Kylie was 15. Paul David Bailey was on bail for attempted rape at the time.
Her father, Bevan Smith, said yesterday he was determined to continue his fight to keep Bailey behind bars.
Mr Smith said the Corrections Department had sent a letter to his family this week giving notice of the impending hearing.
The Smiths would write to the department to ask for updated information on Bailey's case since the last parole hearing in 2007. The convicted killer had not taken part in prison-based courses or rehabilitation programmes, he said.
Mr Smith said he hoped to secure another three-year parole hearing postponement, but yesterday the Parole Board administrative manager, Alistair Spierling, said that was unlikely.
If parole was denied, Bailey would likely appear before the board again in a year.
Bailey's initial non-parole period was 10 years.
A disappointed Mr Smith said he and his family might have to fight for the rest of their lives to keep Bailey behind bars.
Parole hearings were a little more user-friendly than they used to be but the family remained as frustrated with the legal system today as they were 19 years ago, he said. "It's a massive revenue-gathering system for lawyers. The legal system is just a processing factory."
The family, with help from the Sensible Sentencing Trust, had tried to inspire change.
"I believe the politicians are sitting up and taking notice. They just shrugged us off before, but they underestimated our determination."
When asked how he and his wife, along with son Ryan, 34, coped, he said the family lived with Kylie's death every day.
"Premeditated murder should be treated with a life sentence. The system is simply not working; crime rates are increasing at an alarming rate," he said.
Sensible Sentencing Trust national spokesman Garth McVicar yesterday called for "life to mean life" for offenders such as Bailey.
"We say we're a caring and compassionate country but we're not. In this country the offenders have more rights."
When asked if he thought the board might release Bailey, he said it would be stupid to free a convicted murderer and rapist but he would not rule it out.
British-born Bailey was sentenced to life imprisonment in February 1992 for Kylie's brutal murder near Owaka.
The 15-year-old was horse riding after school on November 1, 1991, when she was stopped by Bailey, who was driving around Owaka township with a loaded .22-calibre semi-automatic rifle.
He stopped to talk to the teenager, produced the gun and forced her into the car, before driving her north. On the drive out of town, at speed, Bailey forced a car into a ditch and crashed into a second vehicle driven by a tourist.
He then drove to Painted Rock, where Kylie was taken into the bush and forced to undress at gunpoint.
She was raped before being shot in the back of the head and twice behind the ear.
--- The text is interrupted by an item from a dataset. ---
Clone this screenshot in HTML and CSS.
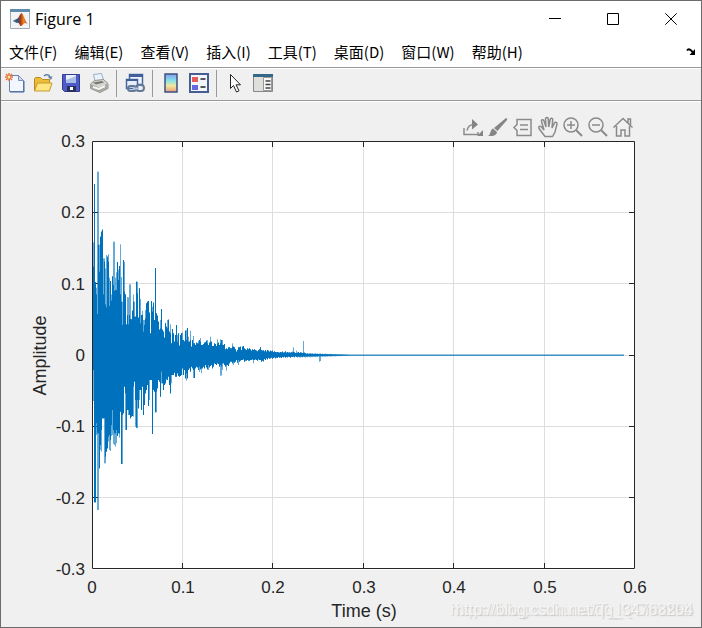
FILE: index.html
```html
<!DOCTYPE html>
<html lang="zh-CN">
<head>
<meta charset="utf-8">
<title>Figure 1</title>
<link rel="stylesheet" href="styles.css">
</head>
<body>
<div class="window">
  <header class="titlebar">
    <svg class="app-icon" viewBox="0 0 20 20" aria-hidden="true">
      <defs><linearGradient id="flame" x1="0" x2="1"><stop offset="0" stop-color="#4b86c0"/><stop offset=".35" stop-color="#2b5273"/><stop offset=".55" stop-color="#b83a12"/><stop offset=".75" stop-color="#f08a24"/><stop offset="1" stop-color="#b5320c"/></linearGradient></defs>
      <path fill="#f3f4f5" stroke="#a2abb2" d="M.5.5h19v19H.5z"/><path fill="#5d8cae" d="M0 0h20v3H0z"/>
      <path fill="url(#flame)" d="M2.500 12l4.500-2.200c2-.6 2.500-4.800 4.600-5.800 2 1 3.400 8 6 11-2-1.500-3-1.500-4.300.2-1 1-1.700 1.800-3 1.800-1-2-1.500-3.600-3.300-3z"/>
    </svg>
    <h1 class="title">Figure 1</h1>
    <div class="controls">
      <button type="button" class="control" aria-label="Minimize"><svg viewBox="0 0 12 12"><path d="M0 5.500h12"/></svg></button>
      <button type="button" class="control" aria-label="Maximize"><svg viewBox="0 0 12 12"><path d="M.5.5h11v11H.5z"/></svg></button>
      <button type="button" class="control" aria-label="Close"><svg viewBox="0 0 12 12"><path d="M.3.3l11.400 11.400M11.700.3L.3 11.700"/></svg></button>
    </div>
  </header>

  <nav class="menubar">
    <button type="button">文件(F)</button>
    <button type="button">编辑(E)</button>
    <button type="button">查看(V)</button>
    <button type="button">插入(I)</button>
    <button type="button">工具(T)</button>
    <button type="button">桌面(D)</button>
    <button type="button">窗口(W)</button>
    <button type="button">帮助(H)</button>
    <button type="button" class="dock" aria-label="Dock figure"><svg viewBox="0 0 10 8"><path fill="none" stroke="#000" stroke-width="2" d="M1 2.500C2.500.5 4.500 1 7 4.500"/><path d="M9 1v6H3.500z"/></svg></button>
  </nav>

  <div class="toolbar">
    <button type="button" aria-label="New figure"><svg viewBox="0 0 20 20">
      <path fill="#f2f7ff" stroke="#6484b6" d="M4.500 2.500h9l5 5v11h-14z"/><path fill="#cddcf3" stroke="#7790bc" d="M13.500 2.500v5h5z"/><path fill="none" stroke="#46679e" d="M5 19h14V8"/>
      <path stroke="#e2733d" stroke-width="1.500" d="M0 4h8M4 0v8M1 1l6 6M7 1L1 7"/><circle cx="4" cy="4" r="1.500" fill="#ffe1a0"/></svg></button>
    <button type="button" aria-label="Open"><svg viewBox="0 0 20 20">
      <path fill="#edbd39" stroke="#b88a24" d="M1.500 17.500v-12l1-1h5l2 2h7v11z"/><path fill="#ffe681" stroke="#c69930" d="M1.500 18l3-8h14.500l-2.500 8z"/><path fill="none" stroke="#6483a6" stroke-width="1.500" d="M11 3c2-2 5-1.500 6 1"/><path fill="#6483a6" d="M14.500 3.500h5L18 7z"/></svg></button>
    <button type="button" aria-label="Save"><svg viewBox="0 0 20 20">
      <path fill="#4e5ac5" stroke="#343d91" d="M1.500 1.500h17v17h-15l-2-2z"/><path fill="#e9effc" d="M5 2h10v8H5z"/><path fill="#a9bce5" d="M5 7l10-4v7H5z"/><path fill="#28315d" d="M6 13h9v6H6z"/><path fill="#fff" d="M9 14h3v3H9z"/></svg></button>
    <button type="button" aria-label="Print"><svg viewBox="0 0 20 20">
      <path fill="#e9f3ff" stroke="#9eaec2" d="M4.500 1.500l8-1 3 9-9 1z"/><path fill="#d6d6d0" stroke="#92928d" d="M1.500 11l4-3.500 9-1 4.500 4v5l-8 4-9.500-4z"/><path fill="#a6a6a1" d="M1.500 11l9 3.500 8-4v5l-7.500 4-9.500-4z"/><path fill="#777" d="M4 9.500l9-1.500 2 1.500-8 2z"/><path fill="none" stroke="#f5f5f2" stroke-width="2" d="M4 14l6 2 6-3"/></svg></button>
    <span class="separator"></span>
    <button type="button" aria-label="Link plot"><svg viewBox="0 0 20 20">
      <path fill="#eef3fb" stroke="#4c699f" stroke-width="1.500" d="M4.500 1.500h13v10h-13z"/><path fill="#405e99" d="M4 1h14v3H4z"/><path fill="#e8eef8" stroke="#4c699f" stroke-width="1.500" d="M1.500 6.500h11v9h-11z"/><path fill="#405e99" d="M1 6h12v2H1z"/>
      <g fill="none" stroke="#637997" stroke-width="2"><rect x="3" y="13" width="8" height="5" rx="2.500"/><rect x="11" y="12" width="8" height="6" rx="3"/><path stroke="#b0c3dc" d="M8 15.500h6"/></g></svg></button>
    <span class="separator"></span>
    <button type="button" aria-label="Insert colorbar"><svg viewBox="0 0 20 20">
      <defs><linearGradient id="spectrum" x2="0" y2="1"><stop stop-color="#8b9be9"/><stop offset=".35" stop-color="#83e0ec"/><stop offset=".65" stop-color="#eee99e"/><stop offset="1" stop-color="#ee997d"/></linearGradient></defs><path fill="url(#spectrum)" stroke="#3d5180" stroke-width="1.500" d="M4 1h12v18H4z"/></svg></button>
    <button type="button" aria-label="Insert legend"><svg viewBox="0 0 20 20">
      <path fill="#f2f5fc" stroke="#465d91" stroke-width="2" d="M1 1h18v18H1z"/><path fill="#e35c5a" d="M3 4h6v5H3z"/><path fill="#6767df" d="M3 12h6v5H3z"/><path stroke="#222" stroke-width="1.500" d="M11.500 6h5M11.500 14h5"/></svg></button>
    <span class="separator"></span>
    <button type="button" aria-label="Edit plot"><svg viewBox="0 0 20 20">
      <path fill="#fff" stroke="#222" d="M5.500 1.500v14l3-3 3 6.500 2.500-1.200-3-6h4.500z"/></svg></button>
    <button type="button" aria-label="Property inspector"><svg viewBox="0 0 20 20">
      <path fill="#dededb" stroke="#888" d="M.5 1.500h19v17H.5z"/><path fill="#356789" d="M0 1h20v3H0z"/><path fill="#f7f7f7" stroke="#999" d="M10.500 4.500h8v13h-8z"/><path stroke="#444" stroke-width="1.500" d="M12.500 8h5M12.500 11.500h5M12.500 15h5"/></svg></button>
  </div>

  <main class="figure">
    <div class="axes-tools">
      <button type="button" aria-label="Export"><svg viewBox="0 0 22 22"><path d="M2 12v6.500h14V16M5 14.500c1-5 4-6 7-6"/><path class="solid" d="M10 3l6 5.500-6 5zM21 14v6h-6z"/></svg></button>
      <button type="button" aria-label="Brush data"><svg viewBox="0 0 22 22"><path class="solid" d="M19 2c1 0 1.500 1 1 2l-9.500 11-3.500-3zM6 12.500l4 3.500c-.5 3.500-4 4.500-9 4 2-1 1.500-2 2.500-4 .8-2 1-3 2.500-3.500z"/></svg></button>
      <button type="button" aria-label="Data tips"><svg viewBox="0 0 22 22"><path d="M5 3.500h14v16H5v-5l-3-3 3-3zM8 9h8M8 13.500h8"/></svg></button>
      <button type="button" aria-label="Pan"><svg viewBox="0 0 22 22"><path d="M8 20.500l-6-8c-1-2 1-3 2.500-1.500L7 14 4.500 5.500C4 3.500 6.500 3 7 5l2 6-.5-8c0-2 2.700-2 2.800 0l.4 8 1.500-7.500c.5-2 2.800-1.500 2.500.5L15 12l2.500-5c1-1.500 3-.5 2.500 1l-2 8-2.500 4.500z"/></svg></button>
      <button type="button" aria-label="Zoom in"><svg viewBox="0 0 22 22"><circle cx="9" cy="9" r="7"/><path d="M5 9h8M9 5v8"/><path stroke-width="2" d="M14 14l6 6"/></svg></button>
      <button type="button" aria-label="Zoom out"><svg viewBox="0 0 22 22"><circle cx="9" cy="9" r="7"/><path d="M5 9h8"/><path stroke-width="2" d="M14 14l6 6"/></svg></button>
      <button type="button" aria-label="Restore view"><svg viewBox="0 0 22 22"><path d="M1.500 11.500L11 2.500l9.500 9M16 7V3h2.500v6M4.500 10v10h4.500v-6h4v6h4.500V10"/></svg></button>
    </div>
    <svg class="plot" viewBox="1 139 700 486" role="img" aria-label="Amplitude over time">
      <path fill="#fff" d="M92 141h543v429H92z"/>
      <path class="grid" d="M182.500 142v427M272.500 142v427M363.500 142v427M453.500 142v427M544.500 142v427M93 212.500h541M93 283.500h541M93 355.500h541M93 426.500h541M93 497.500h541"/>
      <path class="axis" d="M92.500 141.500h542v427h-542zM182.500 142v5M272.500 142v5M363.500 142v5M453.500 142v5M544.500 142v5M182.500 568v-5M272.500 568v-5M363.500 568v-5M453.500 568v-5M544.500 568v-5M93 212.500h5M93 283.500h5M93 355.500h5M93 426.500h5M93 497.500h5M634 212.500h-5M634 283.500h-5M634 355.500h-5M634 426.500h-5M634 497.500h-5"/>
      <path id="peaks" class="wave peaks"/>
      <path id="body" class="wave"/>
      <g class="ticks y-ticks"><text x="85" y="147">0.3</text><text x="85" y="218">0.2</text><text x="85" y="290">0.1</text><text x="85" y="361">0</text><text x="85" y="432">-0.1</text><text x="85" y="504">-0.2</text><text x="85" y="575">-0.3</text></g>
      <g class="ticks x-ticks"><text x="92" y="593">0</text><text x="183" y="593">0.1</text><text x="273" y="593">0.2</text><text x="364" y="593">0.3</text><text x="454" y="593">0.4</text><text x="545" y="593">0.5</text><text x="635" y="593">0.6</text></g>
      <text class="axis-label" x="364" y="617">Time (s)</text>
      <text class="axis-label" transform="translate(46 355.500) rotate(-90)">Amplitude</text>
    </svg>
    <div class="watermark"><span>https://blog.csdn.net/T_IQCmatlab</span><span>http://blog.csdn.net/qq_34763204</span></div>
  </main>
</div>
<script src="wave.js"></script>
</body>
</html>
```
FILE: styles.css
```css
* { box-sizing: border-box; }
body { margin: 0; background: #f0f0f0; color: #000; font-family: "Open Sans", "Noto Sans CJK SC", sans-serif; }
button { border: 0; padding: 0; background: none; color: inherit; font: inherit; }
svg { display: block; }
.window { min-height: 100vh; display: flex; flex-direction: column; border: 1px solid #6b6b6b; background: #f0f0f0; }
.titlebar { display: flex; align-items: center; height: 36px; padding-left: 9px; background: #fff; }
.app-icon { width: 20px; height: 20px; }
.title { margin: 0 auto 0 5px; font-size: 16px; font-weight: 400; line-height: 20px; }
.controls { display: flex; align-self: stretch; margin-right: 1px; }
.control { display: grid; place-items: center; width: 58px; }
.control svg { width: 12px; height: 12px; fill: none; stroke: #000; }
.menubar { display: flex; align-items: center; gap: 1px; height: 30px; background: #fff; font-family: "Noto Sans CJK SC", sans-serif; font-size: 15px; line-height: 22px; }
.menubar button { padding: 0 8px; white-space: nowrap; }
.menubar .dock { margin-left: auto; padding: 0 5px; }
.dock svg { width: 10px; height: 8px; }
.toolbar { display: flex; align-items: center; gap: 8px; height: 34px; padding: 0 4px 2px; border-top: 1px solid #999; border-bottom: 1px solid #999; background: #f0f0f0; box-shadow: inset 0 1px #fff, 0 1px #fff; }
.toolbar button svg { width: 20px; height: 20px; }
.separator { width: 1px; height: 27px; margin-left: -1px; background: #999; }
.figure { position: relative; flex: 1; }
.axes-tools { display: flex; justify-content: flex-end; gap: 3px; height: 38px; padding: 14px 67px 0 0; }
.axes-tools svg { width: 22px; height: 22px; fill: none; stroke: #8a8a8a; stroke-width: 1.5; }
.axes-tools .solid { fill: #858585; stroke: none; }
.plot { width: 100%; overflow: visible; font-family: "Liberation Sans", sans-serif; fill: #262626; }
.grid { fill: none; stroke: #dedede; }
.axis { fill: none; stroke: #262626; }
.wave { fill: none; stroke: #0072bd; }
.peaks { stroke-opacity: .6; }
.ticks { font-size: 17px; }
.y-ticks { text-anchor: end; }
.x-ticks, .axis-label { text-anchor: middle; }
.axis-label { font-size: 18px; }
.watermark { position: absolute; right: 8px; bottom: 7px; display: grid; justify-items: end; font: 16px/20px "Liberation Sans", sans-serif; color: #f4f4f4; text-shadow: 1px 1px 1px #ccc; white-space: nowrap; }
.watermark span { grid-area: 1 / 1; }
```
FILE: wave.js
```js
// One entry per column: the faint peak, then the solid body after a slash.
// Values are in thirds of a unit from the given origin.
const read = (list, origin) => list.trim().split(/\s+/).map(item => {
  const [peak, body = peak] = item.split('/').map(Number);
  return { peak: origin + peak / 3, body: origin + body / 3 };
});

const upper = [
  ...read(`322/395 147 441 458/478 110/537 110/330 328/410 305 290 284 370/478 370/380 400/508 360/517 365 358/380 428/513 438
    478/497 424 320/450 320/468 428/465 412/465 381 404/435 393 328/478 426/500 500/570 375 380/470 478 568 486/540 487/568
    448/540 448/552 553 527 478/500 500/545 545 440 440/475 548 460 492/565 540 528/540 555/590 555/570 525/550 505 500 498
    533 595 498 515/530 503 555 399 535 542 560 584 555/580 522 584 590 608 564 575 555/580 554 590 568/595 625 582 595 620
    600 570 600/620 595 632 600 594`, 135),
  ...read(`68/90 90 94 62 60/90 54 80/95 95 62/90 110 90 78/100 100 105 98 100 92/100 90 84/95 105 105 102 98 96 92 90/100 105
    98 80/95 95 108 108 100 102 108 88/100 98 105 88/100 90 90/105 105 102 118 115 118 112 112 115 115 100/110 110 112 118
    125 120 112 112 110 120 110 108 115 118 120 115 118 115 118 122 118 120 118 120 122 124 120 118 112 120 122 121 124 120
    125 120 122 125 122 124 122 126 124 126 127 126 127 128 126 127 125 128 127 124 128 126 128 127 128 127
    124/127 112/126 127 129 122/129 128 126 129 127 128 129 93/128 128 130`, 310)
];
const lower = [
  ...read(`153/60 457 457 255/220 480/250 480/250 355 300/285 305/240 205 205 340/205 340/320 305 295 275/260 300/255 303/270
    258/225 255/180 282/240 285/250 290/250 280/240 258 250 263/250 185 342 342/195 190 110 240/130 240 180 195/180 195 205
    200 198 200/110 95 230/150 233 235/150 175 150/120 120 180 110 195 165 130 120 105 168 150/90 90 90 252 120 125 187
    187/125 115 90 95 140 100/65 100 120 105 100 88 90 80 105 130 100/75 75 75 68 80 80 70 78 80 78 75`, 350),
  ...read(`175 195 180 205 212/190 205 180 175 185 170 175 204/180 180/204 175 170 172 180 186/170 178 190/175 175 170 175
    165 172 178 180/165 172 168 165 175 170 160 162 165 160 162 170 197/165 197/170 180/160 160 165 170 182/165 165 168 160
    155 155 160 165/155 158 155 150 158 165/150 155 152 150 150 148 155 152 152 150 152 152 150 150 148 160/150 150 148 150
    152 148 150 150 155 152 154 147 150 145 148 144 146 145 143 146 144 142 145 143 144 141 143 142 144 141 142 140 143 141
    142 140 141 143 140 141 140 142 139 141`, 310)
];

const start = 93;
const end = 624;
let peaks = '';
let body = '';
for (let x = start; x < end; x++) {
  const i = x - start;
  const fade = Math.max(0, (350 - x) / 45);
  const ripple = (i * 7 % 5) / 5;
  const top = upper[i] || { peak: 354.6 - fade * (1 + ripple), body: 354.8 - fade };
  const bottom = lower[i] || { peak: 355.8 + fade * (1 + ripple), body: 355.5 + fade };
  const dip = x === 319 ? 5 : x === 320 ? 4 : 0;
  peaks += `M${x + 0.5} ${top.peak}V${bottom.peak + dip}`;
  body += `M${x + 0.5} ${top.body}V${bottom.body}`;
}
document.getElementById('peaks').setAttribute('d', peaks);
document.getElementById('body').setAttribute('d', body);
```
When questioned by police, Bailey refused to talk. He was convicted and sentenced to life for murder and 13 years for rape.
In July 2005 he was sentenced to three years' jail, to be served concurrently, after he admitted twice raping one of two sisters he befriended in Ettrick.
One month before killing Kylie, Bailey had been charged with the attempted rape of a 12-year-old girl in Ettrick. He was on bail, including a condition that he live in Ettrick, at the time of the killing near Owaka.
In April 1989, Bailey's 8-week-old daughter, Linda Rose, was put to bed on a bench beside a lit stove.
An element set the cot on fire, engulfing the child, who was plucked from the flames and plunged into a cold bath.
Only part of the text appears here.